# [THE INPUT]
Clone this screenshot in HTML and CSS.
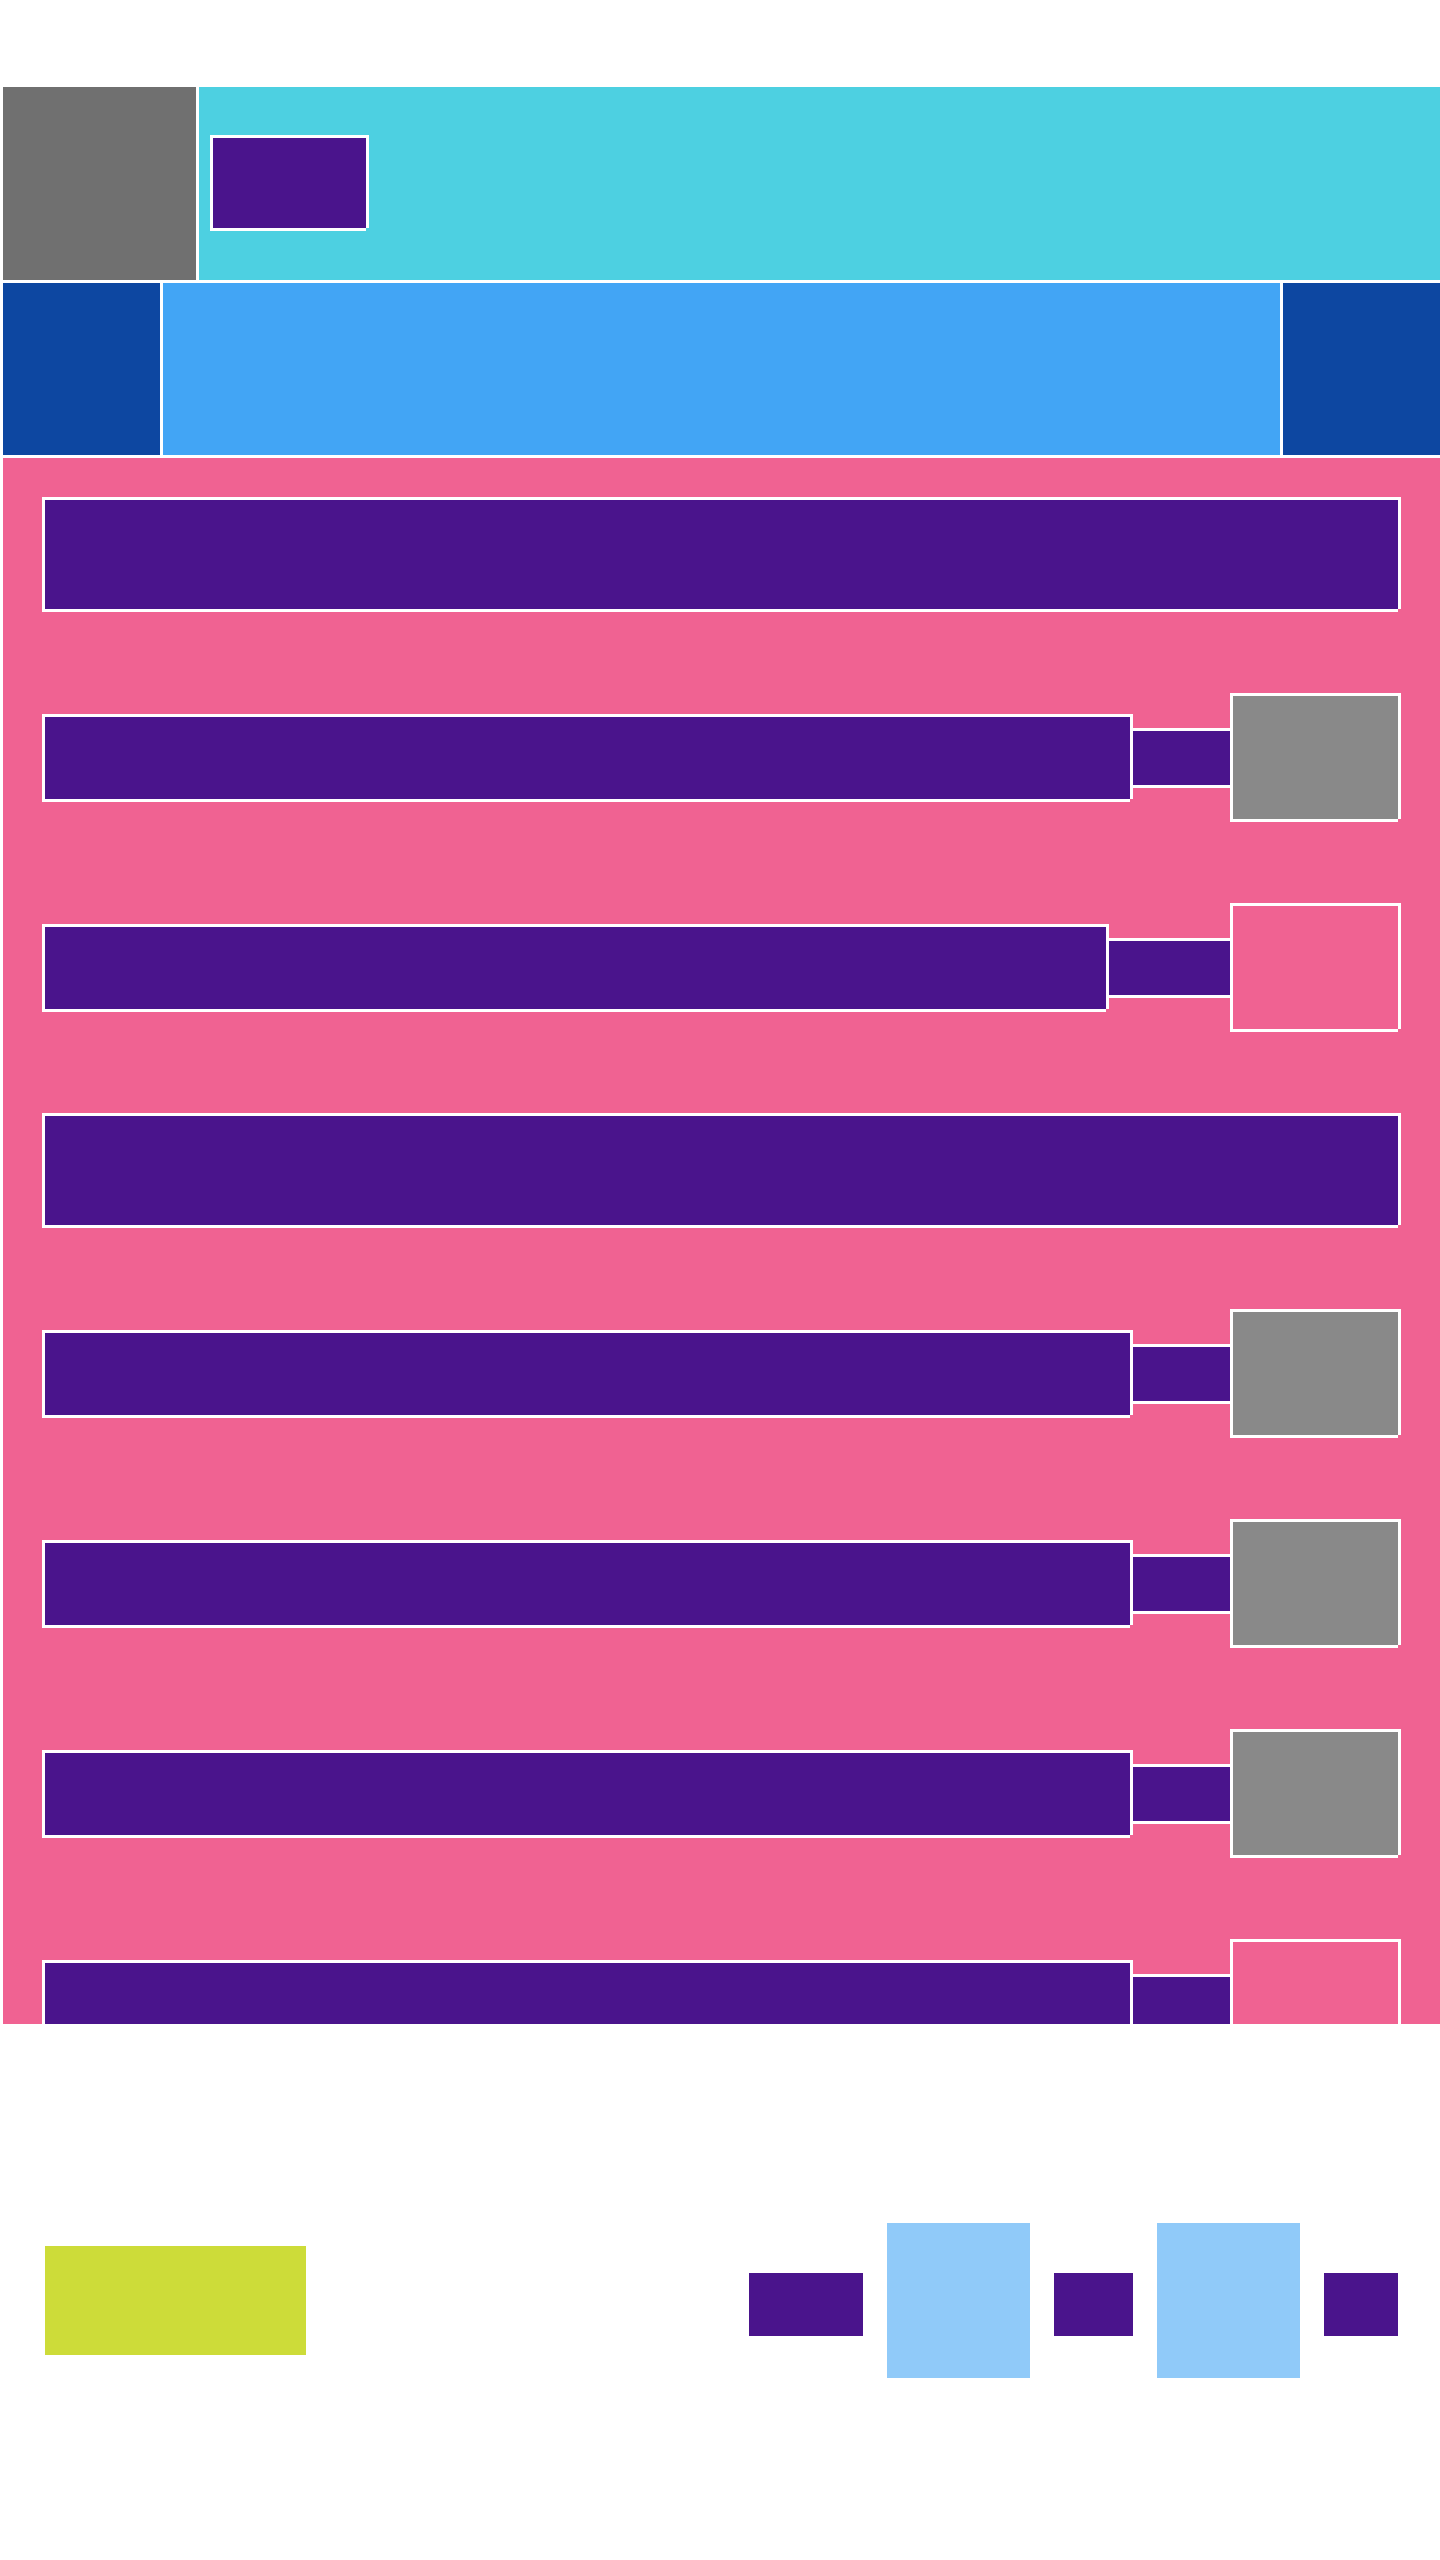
FILE: index.html
```html
<!DOCTYPE html>
<html lang="en">
<head>
	<meta charset="UTF-8">
	<meta name="viewport" content="width=device-width, initial-scale=1.0">
	<title>Layout</title>
	<link rel="stylesheet" href="styles.css">
</head>
<body>
	<div class="page">

		<!-- Top header -->
		<div class="top-row">
			<div class="avatar"></div>
			<div class="banner">
				<div class="block banner-chip"></div>
			</div>
		</div>

		<!-- Nav row -->
		<div class="nav-row">
			<div class="nav-side"></div>
			<div class="nav-main"></div>
			<div class="nav-side"></div>
		</div>

		<!-- List -->
		<div class="list">
			<div class="block bar-full"></div>

			<div class="row">
				<div class="block bar"></div>
				<div class="block link"></div>
				<div class="block thumb"></div>
			</div>

			<div class="row">
				<div class="block bar bar-short"></div>
				<div class="block link"></div>
				<div class="block thumb thumb-empty"></div>
			</div>

			<div class="block bar-full"></div>

			<div class="row">
				<div class="block bar"></div>
				<div class="block link"></div>
				<div class="block thumb"></div>
			</div>

			<div class="row">
				<div class="block bar"></div>
				<div class="block link"></div>
				<div class="block thumb"></div>
			</div>

			<div class="row">
				<div class="block bar"></div>
				<div class="block link"></div>
				<div class="block thumb"></div>
			</div>

			<div class="row">
				<div class="block bar"></div>
				<div class="block link"></div>
				<div class="block thumb thumb-empty"></div>
			</div>
		</div>

		<!-- Footer -->
		<div class="footer">
			<div class="footer-logo"></div>
			<div class="footer-nav">
				<div class="footer-dot dot-wide"></div>
				<div class="footer-card"></div>
				<div class="footer-dot dot-mid"></div>
				<div class="footer-card"></div>
				<div class="footer-dot dot-small"></div>
			</div>
		</div>

	</div>
</body>
</html>
```

FILE: styles.css
```css
/* Global */
body {
	margin: 0;
	background-color: #fff;
	overflow: hidden;
}

.page {
	display: flex;
	flex-direction: column;
	gap: 3px;
	padding: 87px 0 0 3px;
	height: 2560px;
	box-sizing: border-box;
}

/* Outlined purple block: white edge on all four sides */
.block {
	box-sizing: border-box;
	background-color: #4a148c;
	border-top: 3px solid #fff;
	border-left: 3px solid #fff;
	box-shadow: 3px 0 0 #fff, 0 3px 0 #fff;
}

/* Top header */
.top-row {
	display: flex;
	gap: 3px;
	height: 193px;
	flex: none;
}

.avatar {
	width: 193px;
	background-color: #707070;
}

.banner {
	flex: 1;
	display: flex;
	align-items: center;
	padding: 0 0 4px 11px;
	background-color: #4dd0e1;
}

.banner-chip {
	width: 156px;
	height: 93px;
}

/* Nav row */
.nav-row {
	display: flex;
	gap: 3px;
	height: 172px;
	flex: none;
}

.nav-side {
	width: 157px;
	background-color: #0d47a1;
}

.nav-main {
	flex: 1;
	background-color: #42a5f5;
}

/* List */
.list {
	height: 1566px;
	flex: none;
	box-sizing: border-box;
	overflow: hidden;
	padding: 39px 42px 0 39px;
	background-color: #f06292;
	display: flex;
	flex-direction: column;
	gap: 84px;
}

.bar-full {
	height: 112px;
	flex: none;
}

.row {
	display: flex;
	align-items: center;
	height: 126px;
	flex: none;
}

.bar {
	width: 1088px;
	height: 85px;
	flex: none;
}

.bar-short {
	width: 1064px;
}

.link {
	flex: 1;
	height: 57px;
}

.thumb {
	width: 168px;
	height: 126px;
	flex: none;
	background-color: #898989;
}

.thumb-empty {
	background-color: #f06292;
}

/* Footer */
.footer {
	flex: 1;
	display: flex;
	align-items: center;
	justify-content: space-between;
	padding: 14px 42px 0 42px;
}

.footer-logo {
	width: 261px;
	height: 109px;
	background-color: #cddc39;
}

.footer-nav {
	display: flex;
	align-items: center;
	gap: 24px;
}

.footer-card {
	width: 143px;
	height: 155px;
	background-color: #90caf9;
}

.footer-dot {
	height: 63px;
	margin-top: 8px;
	background-color: #4a148c;
}

.dot-wide {
	width: 114px;
}

.dot-mid {
	width: 79px;
}

.dot-small {
	width: 74px;
}
```
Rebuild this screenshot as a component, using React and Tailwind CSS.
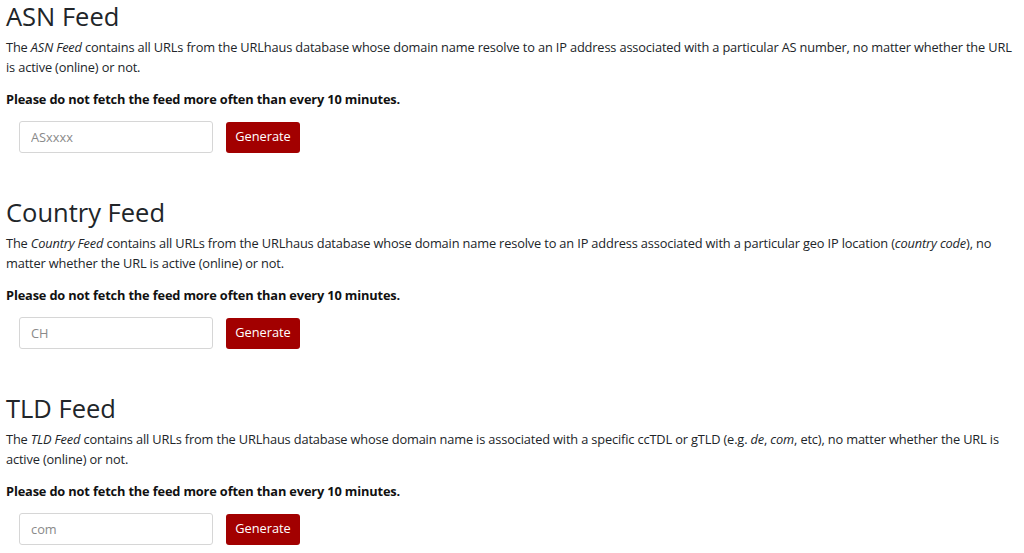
const FEEDS = [
  {
    title: 'ASN Feed',
    name: 'ASN Feed',
    after: (
      <>
        {' '}contains all URLs from the URLhaus database whose domain name resolve to an IP address associated with a
        particular AS number, no matter whether the URL is active (online) or not.
      </>
    ),
    placeholder: 'ASxxxx',
  },
  {
    title: 'Country Feed',
    name: 'Country Feed',
    after: (
      <>
        {' '}contains all URLs from the URLhaus database whose domain name resolve to an IP address associated with a
        particular geo IP location (<em>country code</em>), no matter whether the URL is active (online) or not.
      </>
    ),
    placeholder: 'CH',
  },
  {
    title: 'TLD Feed',
    name: 'TLD Feed',
    after: (
      <>
        {' '}contains all URLs from the URLhaus database whose domain name is associated with a specific ccTDL or gTLD
        (e.g. <em>de</em>, <em>com</em>, etc), no matter whether the URL is active (online) or not.
      </>
    ),
    placeholder: 'com',
  },
];

const FeedSection = ({ feed }) => (
  <section>
    <h2 className="text-[25.5px] leading-[28px] font-normal text-[#212529]">{feed.title}</h2>
    <p className="mt-[7px] text-[12.8px] leading-[20px] tracking-[-0.15px] text-[#212529]">
      The <em>{feed.name}</em>
      {feed.after}
    </p>
    <p className="mt-[12px] text-[12.8px] leading-[20px] tracking-[-0.15px] font-bold text-[#111]">
      Please do not fetch the feed more often than every 10 minutes.
    </p>
    <div className="mt-[12px] ml-[13px] flex items-center gap-[13px]">
      <input
        type="text"
        placeholder={feed.placeholder}
        className="h-[32px] w-[194px] rounded-[3px] border border-[#d6d6d6] bg-white px-[11px] text-[12.8px] text-[#495057] placeholder:text-[#8a8a8a] outline-none"
      />
      <button type="button" className="h-[31px] w-[74px] rounded-[3px] bg-[#a20000] text-[12.8px] text-white">
        Generate
      </button>
    </div>
  </section>
);

export default function App() {
  return (
    <div
      className="flex h-[553px] flex-col gap-[45px] overflow-hidden bg-white pl-[6px] pr-[6px] pt-[2px]"
      style={{ fontFamily: '"Open Sans", "Noto Sans", sans-serif' }}
    >
      {FEEDS.map((feed) => (
        <FeedSection key={feed.title} feed={feed} />
      ))}
    </div>
  );
}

# [GOAL OF THE EXERCISE]
Repeat the data exactly, without the pictures.

# [RESULT]
Clone this screenshot in HTML and CSS.
FILE: index.html
```html
<!DOCTYPE html>
<html lang="en">
<head>
	<meta charset="UTF-8">
	<meta name="viewport" content="width=device-width, initial-scale=1.0">
	<title>Layout</title>
	<link rel="stylesheet" href="styles.css">
</head>
<body>
	<div class="page">

		<!-- Top header -->
		<div class="top-row">
			<div class="avatar"></div>
			<div class="banner">
				<div class="block banner-chip"></div>
			</div>
		</div>

		<!-- Nav row -->
		<div class="nav-row">
			<div class="nav-side"></div>
			<div class="nav-main"></div>
			<div class="nav-side"></div>
		</div>

		<!-- List -->
		<div class="list">
			<div class="block bar-full"></div>

			<div class="row">
				<div class="block bar"></div>
				<div class="block link"></div>
				<div class="block thumb"></div>
			</div>

			<div class="row">
				<div class="block bar bar-short"></div>
				<div class="block link"></div>
				<div class="block thumb thumb-empty"></div>
			</div>

			<div class="block bar-full"></div>

			<div class="row">
				<div class="block bar"></div>
				<div class="block link"></div>
				<div class="block thumb"></div>
			</div>

			<div class="row">
				<div class="block bar"></div>
				<div class="block link"></div>
				<div class="block thumb"></div>
			</div>

			<div class="row">
				<div class="block bar"></div>
				<div class="block link"></div>
				<div class="block thumb"></div>
			</div>

			<div class="row">
				<div class="block bar"></div>
				<div class="block link"></div>
				<div class="block thumb thumb-empty"></div>
			</div>
		</div>

		<!-- Footer -->
		<div class="footer">
			<div class="footer-logo"></div>
			<div class="footer-nav">
				<div class="footer-dot dot-wide"></div>
				<div class="footer-card"></div>
				<div class="footer-dot dot-mid"></div>
				<div class="footer-card"></div>
				<div class="footer-dot dot-small"></div>
			</div>
		</div>

	</div>
</body>
</html>
```

FILE: styles.css
```css
/* Global */
body {
	margin: 0;
	background-color: #fff;
	overflow: hidden;
}

.page {
	display: flex;
	flex-direction: column;
	gap: 3px;
	padding: 87px 0 0 3px;
	height: 2560px;
	box-sizing: border-box;
}

/* Outlined purple block: white edge on all four sides */
.block {
	box-sizing: border-box;
	background-color: #4a148c;
	border-top: 3px solid #fff;
	border-left: 3px solid #fff;
	box-shadow: 3px 0 0 #fff, 0 3px 0 #fff;
}

/* Top header */
.top-row {
	display: flex;
	gap: 3px;
	height: 193px;
	flex: none;
}

.avatar {
	width: 193px;
	background-color: #707070;
}

.banner {
	flex: 1;
	display: flex;
	align-items: center;
	padding: 0 0 4px 11px;
	background-color: #4dd0e1;
}

.banner-chip {
	width: 156px;
	height: 93px;
}

/* Nav row */
.nav-row {
	display: flex;
	gap: 3px;
	height: 172px;
	flex: none;
}

.nav-side {
	width: 157px;
	background-color: #0d47a1;
}

.nav-main {
	flex: 1;
	background-color: #42a5f5;
}

/* List */
.list {
	height: 1566px;
	flex: none;
	box-sizing: border-box;
	overflow: hidden;
	padding: 39px 42px 0 39px;
	background-color: #f06292;
	display: flex;
	flex-direction: column;
	gap: 84px;
}

.bar-full {
	height: 112px;
	flex: none;
}

.row {
	display: flex;
	align-items: center;
	height: 126px;
	flex: none;
}

.bar {
	width: 1088px;
	height: 85px;
	flex: none;
}

.bar-short {
	width: 1064px;
}

.link {
	flex: 1;
	height: 57px;
}

.thumb {
	width: 168px;
	height: 126px;
	flex: none;
	background-color: #898989;
}

.thumb-empty {
	background-color: #f06292;
}

/* Footer */
.footer {
	flex: 1;
	display: flex;
	align-items: center;
	justify-content: space-between;
	padding: 14px 42px 0 42px;
}

.footer-logo {
	width: 261px;
	height: 109px;
	background-color: #cddc39;
}

.footer-nav {
	display: flex;
	align-items: center;
	gap: 24px;
}

.footer-card {
	width: 143px;
	height: 155px;
	background-color: #90caf9;
}

.footer-dot {
	height: 63px;
	margin-top: 8px;
	background-color: #4a148c;
}

.dot-wide {
	width: 114px;
}

.dot-mid {
	width: 79px;
}

.dot-small {
	width: 74px;
}
```
Rebuild this screenshot as a component, using React and Tailwind CSS.
const FEEDS = [
  {
    title: 'ASN Feed',
    name: 'ASN Feed',
    after: (
      <>
        {' '}contains all URLs from the URLhaus database whose domain name resolve to an IP address associated with a
        particular AS number, no matter whether the URL is active (online) or not.
      </>
    ),
    placeholder: 'ASxxxx',
  },
  {
    title: 'Country Feed',
    name: 'Country Feed',
    after: (
      <>
        {' '}contains all URLs from the URLhaus database whose domain name resolve to an IP address associated with a
        particular geo IP location (<em>country code</em>), no matter whether the URL is active (online) or not.
      </>
    ),
    placeholder: 'CH',
  },
  {
    title: 'TLD Feed',
    name: 'TLD Feed',
    after: (
      <>
        {' '}contains all URLs from the URLhaus database whose domain name is associated with a specific ccTDL or gTLD
        (e.g. <em>de</em>, <em>com</em>, etc), no matter whether the URL is active (online) or not.
      </>
    ),
    placeholder: 'com',
  },
];

const FeedSection = ({ feed }) => (
  <section>
    <h2 className="text-[25.5px] leading-[28px] font-normal text-[#212529]">{feed.title}</h2>
    <p className="mt-[7px] text-[12.8px] leading-[20px] tracking-[-0.15px] text-[#212529]">
      The <em>{feed.name}</em>
      {feed.after}
    </p>
    <p className="mt-[12px] text-[12.8px] leading-[20px] tracking-[-0.15px] font-bold text-[#111]">
      Please do not fetch the feed more often than every 10 minutes.
    </p>
    <div className="mt-[12px] ml-[13px] flex items-center gap-[13px]">
      <input
        type="text"
        placeholder={feed.placeholder}
        className="h-[32px] w-[194px] rounded-[3px] border border-[#d6d6d6] bg-white px-[11px] text-[12.8px] text-[#495057] placeholder:text-[#8a8a8a] outline-none"
      />
      <button type="button" className="h-[31px] w-[74px] rounded-[3px] bg-[#a20000] text-[12.8px] text-white">
        Generate
      </button>
    </div>
  </section>
);

export default function App() {
  return (
    <div
      className="flex h-[553px] flex-col gap-[45px] overflow-hidden bg-white pl-[6px] pr-[6px] pt-[2px]"
      style={{ fontFamily: '"Open Sans", "Noto Sans", sans-serif' }}
    >
      {FEEDS.map((feed) => (
        <FeedSection key={feed.title} feed={feed} />
      ))}
    </div>
  );
}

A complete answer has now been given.